Can you output the material exactly as written, minus any pictures it holds?
-- Begin --
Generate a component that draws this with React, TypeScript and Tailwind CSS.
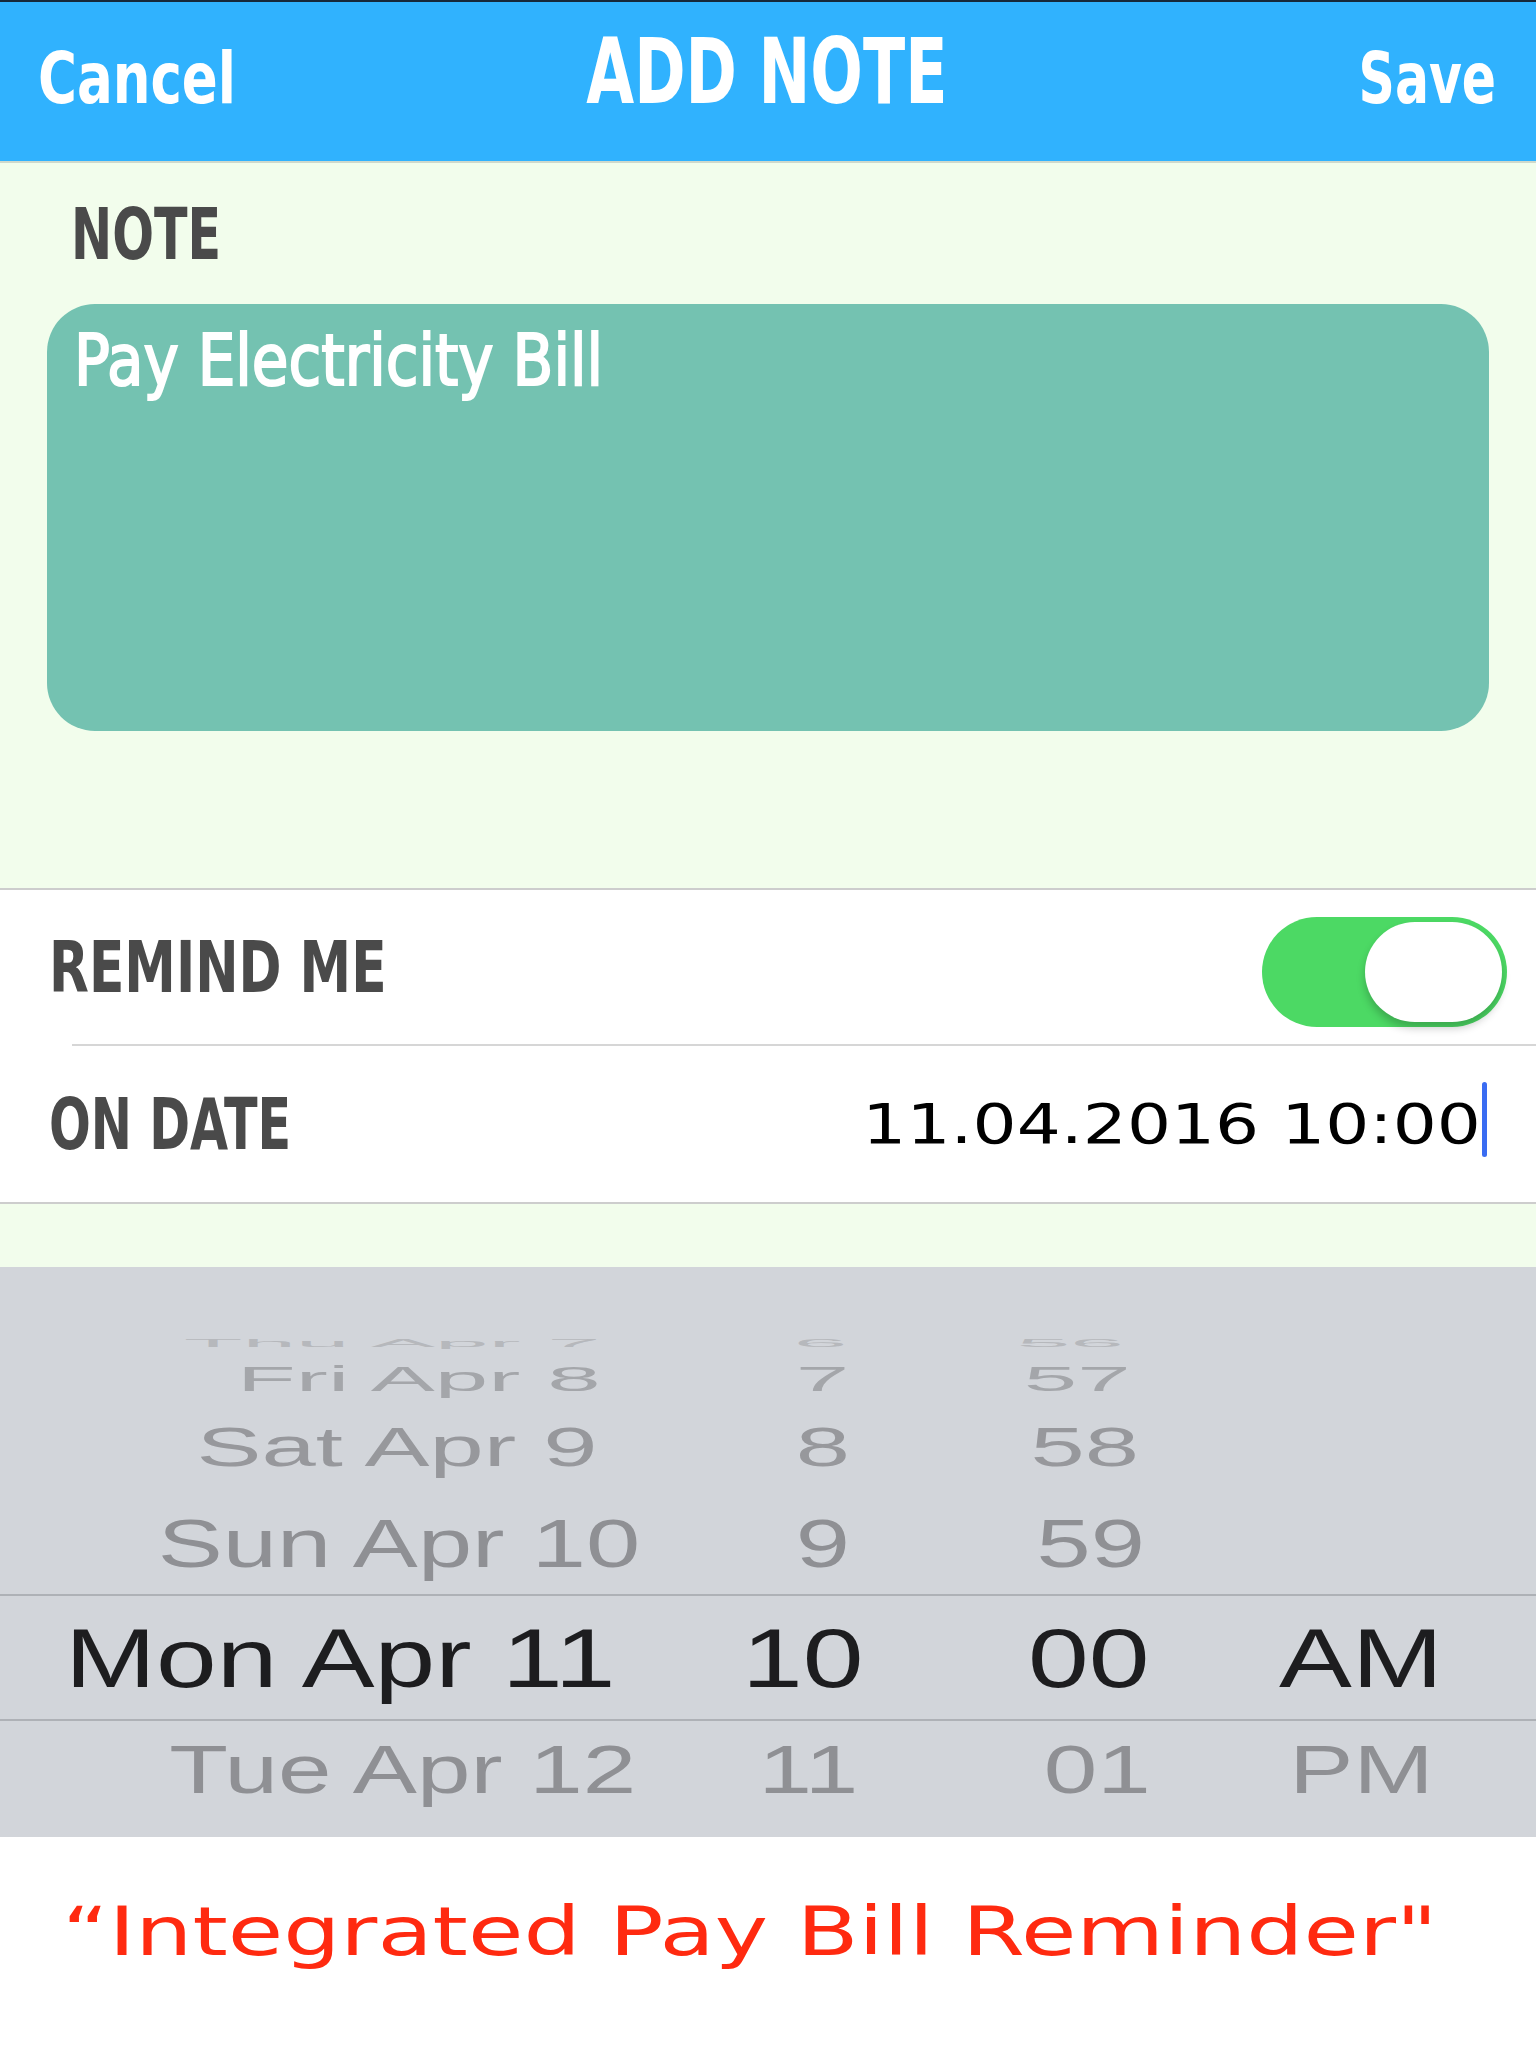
import React from 'react';

type PickerRow = {
  date: string;
  hour: string;
  min: string;
  ampm: string;
  rowH: string;
  text: string;
  datePad: string;
  hourPad: string;
  minPad: string;
};

const din = "font-['DejaVu_Sans_Condensed','DejaVu_Sans',sans-serif]";
const sf = "font-['Liberation_Sans',Arial,sans-serif]";

// wheel rows, top to bottom; sizes imitate the 3D drum of the iOS picker
const above: PickerRow[] = [
  { date: 'Thu Apr 7', hour: '6', min: '56', ampm: '', rowH: 'h-[20px]', text: 'text-[74px] text-[#b6b8bc] scale-y-[0.14]', datePad: 'pr-[39px]', hourPad: 'pl-[12px]', minPad: 'pr-[36px]' },
  { date: 'Fri Apr 8', hour: '7', min: '57', ampm: '', rowH: 'h-[49px]', text: 'text-[74px] text-[#a4a6aa] scale-y-[0.47]', datePad: 'pr-[39px]', hourPad: 'pl-[16px]', minPad: 'pr-[22px]' },
  { date: 'Sat Apr 9', hour: '8', min: '58', ampm: '', rowH: 'h-[89px]', text: 'text-[75px] text-[#97989c] scale-y-[0.73]', datePad: 'pr-[42px]', hourPad: 'pl-[16px]', minPad: 'pr-[6px]' },
  { date: 'Sun Apr 10', hour: '9', min: '59', ampm: '', rowH: 'h-[102px]', text: 'text-[75px] text-[#8f9094] scale-y-[0.91]', datePad: 'pr-[0px]', hourPad: 'pl-[16px]', minPad: 'pl-[6px]' },
];

const PickerLine: React.FC<PickerRow> = (r) => (
  <div className={`flex items-center ${r.rowH} ${sf}`}>
    <div className={`w-[640px] flex justify-end ${r.datePad}`}>
      <span className={`inline-block leading-none whitespace-nowrap origin-right scale-x-[1.3] ${r.text}`}>{r.date}</span>
    </div>
    <div className={`w-[350px] flex justify-center ${r.hourPad}`}>
      <span className={`inline-block leading-none scale-x-[1.3] ${r.text}`}>{r.hour}</span>
    </div>
    <div className={`w-[196px] flex justify-center ${r.minPad}`}>
      <span className={`inline-block leading-none scale-x-[1.3] ${r.text}`}>{r.min}</span>
    </div>
    <div className="w-[350px] flex justify-center">
      <span className={`inline-block leading-none scale-x-[1.3] ${r.text}`}>{r.ampm}</span>
    </div>
  </div>
);

const App: React.FC = () => {
  return (
    <div className="w-[1536px] h-[2048px] bg-white flex flex-col overflow-hidden">
      {/* Header */}
      <div className={`h-[163px] border-t-2 border-b-2 border-t-[#16283a] border-b-[#cfd9cc] bg-[#30b2fe] text-white font-bold ${din}`}>
        <div className="grid grid-cols-[1fr_auto_1fr] items-baseline pt-[24px] pl-[38px] pr-[40px]">
          <span className="inline-block justify-self-start origin-left scale-x-[0.83] text-[71px] leading-none">Cancel</span>
          <span className="inline-block origin-center scale-x-[0.756] text-[91px] leading-none">ADD NOTE</span>
          <span className="inline-block justify-self-end origin-right scale-x-[0.79] text-[71px] leading-none">Save</span>
        </div>
      </div>

      {/* Note */}
      <div className={`bg-[#f2fdec] pt-[36px] pb-[157px] ${din}`}>
        <div className="pl-[71px]">
          <span className="inline-block origin-left scale-x-[0.77] text-[71px] leading-none font-bold text-[#4a4a4a]">NOTE</span>
        </div>
        <div className="mt-[34px] mx-[47px] h-[427px] rounded-[48px] bg-[#74c2b1] pt-[20px] pl-[27px]">
          <span className="inline-block origin-left scale-x-[0.92] text-[72px] leading-none text-white [-webkit-text-stroke:2px_white] whitespace-nowrap">
            Pay Electricity Bill
          </span>
        </div>
      </div>

      {/* Remind / date */}
      <div className="bg-white border-t-2 border-b-2 border-[#cdcdcd]">
        <div className="h-[154px] flex items-center justify-between pl-[49px] pr-[29px]">
          <span className={`inline-block origin-left scale-x-[0.8] text-[72px] leading-none font-bold text-[#4a4a4a] whitespace-nowrap ${din}`}>
            REMIND ME
          </span>
          <div className="mt-[10px] w-[245px] h-[110px] rounded-full bg-[#4cd964] flex items-center justify-end pr-[5px]">
            <div className="w-[137px] h-[100px] rounded-full bg-white shadow-[0_6px_8px_rgba(0,0,0,0.22)]" />
          </div>
        </div>
        <div className="ml-[72px] h-[2px] bg-[#d6d6d6]" />
        <div className="h-[156px] flex items-center justify-between pl-[49px] pr-[49px]">
          <span className={`inline-block origin-left scale-x-[0.76] text-[72px] leading-none font-bold text-[#4a4a4a] whitespace-nowrap ${din}`}>
            ON DATE
          </span>
          <div className="flex items-center">
            <span className="inline-block origin-right scale-x-[1.26] text-[55px] leading-none text-black font-['DejaVu_Sans',sans-serif]">
              11.04.2016 10:00
            </span>
            <div className="ml-[1px] mb-[9px] w-[5px] h-[75px] rounded-full bg-[#3a6cf2]" />
          </div>
        </div>
      </div>

      <div className="h-[63px] bg-[#f2fdec]" />

      {/* Date picker */}
      <div className="h-[570px] bg-[#d2d5da] pt-[67px]">
        {above.map((r) => (
          <PickerLine key={r.date} {...r} />
        ))}
        <div className="h-[2px] bg-[#aeb1b6]" />
        <PickerLine
          date="Mon Apr 11"
          hour="10"
          min="00"
          ampm="AM"
          rowH="h-[123px]"
          text="text-[84px] text-[#1d1d1f]"
          datePad="pr-[25px]"
          hourPad="pr-[24px]"
          minPad="pl-[2px]"
        />
        <div className="h-[2px] bg-[#aeb1b6]" />
        <PickerLine
          date="Tue Apr 12"
          hour="11"
          min="01"
          ampm="PM"
          rowH="h-[98px]"
          text="text-[74px] text-[#8f9094] scale-y-[0.93]"
          datePad="pr-[4px]"
          hourPad="pr-[13px]"
          minPad="pl-[18px]"
        />
      </div>

      {/* Caption */}
      <div className="pt-[62px] pl-[62px]">
        <span className="inline-block origin-left scale-x-[1.345] text-[67px] leading-none text-[#ff2a10] whitespace-nowrap font-['DejaVu_Sans',sans-serif]">
          “Integrated Pay Bill Reminder"
        </span>
      </div>
    </div>
  );
};

export default App;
-- End --
Solution:
Generate a component that draws this with React, TypeScript and Tailwind CSS.
import React from 'react';

type PickerRow = {
  date: string;
  hour: string;
  min: string;
  ampm: string;
  rowH: string;
  text: string;
  datePad: string;
  hourPad: string;
  minPad: string;
};

const din = "font-['DejaVu_Sans_Condensed','DejaVu_Sans',sans-serif]";
const sf = "font-['Liberation_Sans',Arial,sans-serif]";

// wheel rows, top to bottom; sizes imitate the 3D drum of the iOS picker
const above: PickerRow[] = [
  { date: 'Thu Apr 7', hour: '6', min: '56', ampm: '', rowH: 'h-[20px]', text: 'text-[74px] text-[#b6b8bc] scale-y-[0.14]', datePad: 'pr-[39px]', hourPad: 'pl-[12px]', minPad: 'pr-[36px]' },
  { date: 'Fri Apr 8', hour: '7', min: '57', ampm: '', rowH: 'h-[49px]', text: 'text-[74px] text-[#a4a6aa] scale-y-[0.47]', datePad: 'pr-[39px]', hourPad: 'pl-[16px]', minPad: 'pr-[22px]' },
  { date: 'Sat Apr 9', hour: '8', min: '58', ampm: '', rowH: 'h-[89px]', text: 'text-[75px] text-[#97989c] scale-y-[0.73]', datePad: 'pr-[42px]', hourPad: 'pl-[16px]', minPad: 'pr-[6px]' },
  { date: 'Sun Apr 10', hour: '9', min: '59', ampm: '', rowH: 'h-[102px]', text: 'text-[75px] text-[#8f9094] scale-y-[0.91]', datePad: 'pr-[0px]', hourPad: 'pl-[16px]', minPad: 'pl-[6px]' },
];

const PickerLine: React.FC<PickerRow> = (r) => (
  <div className={`flex items-center ${r.rowH} ${sf}`}>
    <div className={`w-[640px] flex justify-end ${r.datePad}`}>
      <span className={`inline-block leading-none whitespace-nowrap origin-right scale-x-[1.3] ${r.text}`}>{r.date}</span>
    </div>
    <div className={`w-[350px] flex justify-center ${r.hourPad}`}>
      <span className={`inline-block leading-none scale-x-[1.3] ${r.text}`}>{r.hour}</span>
    </div>
    <div className={`w-[196px] flex justify-center ${r.minPad}`}>
      <span className={`inline-block leading-none scale-x-[1.3] ${r.text}`}>{r.min}</span>
    </div>
    <div className="w-[350px] flex justify-center">
      <span className={`inline-block leading-none scale-x-[1.3] ${r.text}`}>{r.ampm}</span>
    </div>
  </div>
);

const App: React.FC = () => {
  return (
    <div className="w-[1536px] h-[2048px] bg-white flex flex-col overflow-hidden">
      {/* Header */}
      <div className={`h-[163px] border-t-2 border-b-2 border-t-[#16283a] border-b-[#cfd9cc] bg-[#30b2fe] text-white font-bold ${din}`}>
        <div className="grid grid-cols-[1fr_auto_1fr] items-baseline pt-[24px] pl-[38px] pr-[40px]">
          <span className="inline-block justify-self-start origin-left scale-x-[0.83] text-[71px] leading-none">Cancel</span>
          <span className="inline-block origin-center scale-x-[0.756] text-[91px] leading-none">ADD NOTE</span>
          <span className="inline-block justify-self-end origin-right scale-x-[0.79] text-[71px] leading-none">Save</span>
        </div>
      </div>

      {/* Note */}
      <div className={`bg-[#f2fdec] pt-[36px] pb-[157px] ${din}`}>
        <div className="pl-[71px]">
          <span className="inline-block origin-left scale-x-[0.77] text-[71px] leading-none font-bold text-[#4a4a4a]">NOTE</span>
        </div>
        <div className="mt-[34px] mx-[47px] h-[427px] rounded-[48px] bg-[#74c2b1] pt-[20px] pl-[27px]">
          <span className="inline-block origin-left scale-x-[0.92] text-[72px] leading-none text-white [-webkit-text-stroke:2px_white] whitespace-nowrap">
            Pay Electricity Bill
          </span>
        </div>
      </div>

      {/* Remind / date */}
      <div className="bg-white border-t-2 border-b-2 border-[#cdcdcd]">
        <div className="h-[154px] flex items-center justify-between pl-[49px] pr-[29px]">
          <span className={`inline-block origin-left scale-x-[0.8] text-[72px] leading-none font-bold text-[#4a4a4a] whitespace-nowrap ${din}`}>
            REMIND ME
          </span>
          <div className="mt-[10px] w-[245px] h-[110px] rounded-full bg-[#4cd964] flex items-center justify-end pr-[5px]">
            <div className="w-[137px] h-[100px] rounded-full bg-white shadow-[0_6px_8px_rgba(0,0,0,0.22)]" />
          </div>
        </div>
        <div className="ml-[72px] h-[2px] bg-[#d6d6d6]" />
        <div className="h-[156px] flex items-center justify-between pl-[49px] pr-[49px]">
          <span className={`inline-block origin-left scale-x-[0.76] text-[72px] leading-none font-bold text-[#4a4a4a] whitespace-nowrap ${din}`}>
            ON DATE
          </span>
          <div className="flex items-center">
            <span className="inline-block origin-right scale-x-[1.26] text-[55px] leading-none text-black font-['DejaVu_Sans',sans-serif]">
              11.04.2016 10:00
            </span>
            <div className="ml-[1px] mb-[9px] w-[5px] h-[75px] rounded-full bg-[#3a6cf2]" />
          </div>
        </div>
      </div>

      <div className="h-[63px] bg-[#f2fdec]" />

      {/* Date picker */}
      <div className="h-[570px] bg-[#d2d5da] pt-[67px]">
        {above.map((r) => (
          <PickerLine key={r.date} {...r} />
        ))}
        <div className="h-[2px] bg-[#aeb1b6]" />
        <PickerLine
          date="Mon Apr 11"
          hour="10"
          min="00"
          ampm="AM"
          rowH="h-[123px]"
          text="text-[84px] text-[#1d1d1f]"
          datePad="pr-[25px]"
          hourPad="pr-[24px]"
          minPad="pl-[2px]"
        />
        <div className="h-[2px] bg-[#aeb1b6]" />
        <PickerLine
          date="Tue Apr 12"
          hour="11"
          min="01"
          ampm="PM"
          rowH="h-[98px]"
          text="text-[74px] text-[#8f9094] scale-y-[0.93]"
          datePad="pr-[4px]"
          hourPad="pr-[13px]"
          minPad="pl-[18px]"
        />
      </div>

      {/* Caption */}
      <div className="pt-[62px] pl-[62px]">
        <span className="inline-block origin-left scale-x-[1.345] text-[67px] leading-none text-[#ff2a10] whitespace-nowrap font-['DejaVu_Sans',sans-serif]">
          “Integrated Pay Bill Reminder"
        </span>
      </div>
    </div>
  );
};

export default App;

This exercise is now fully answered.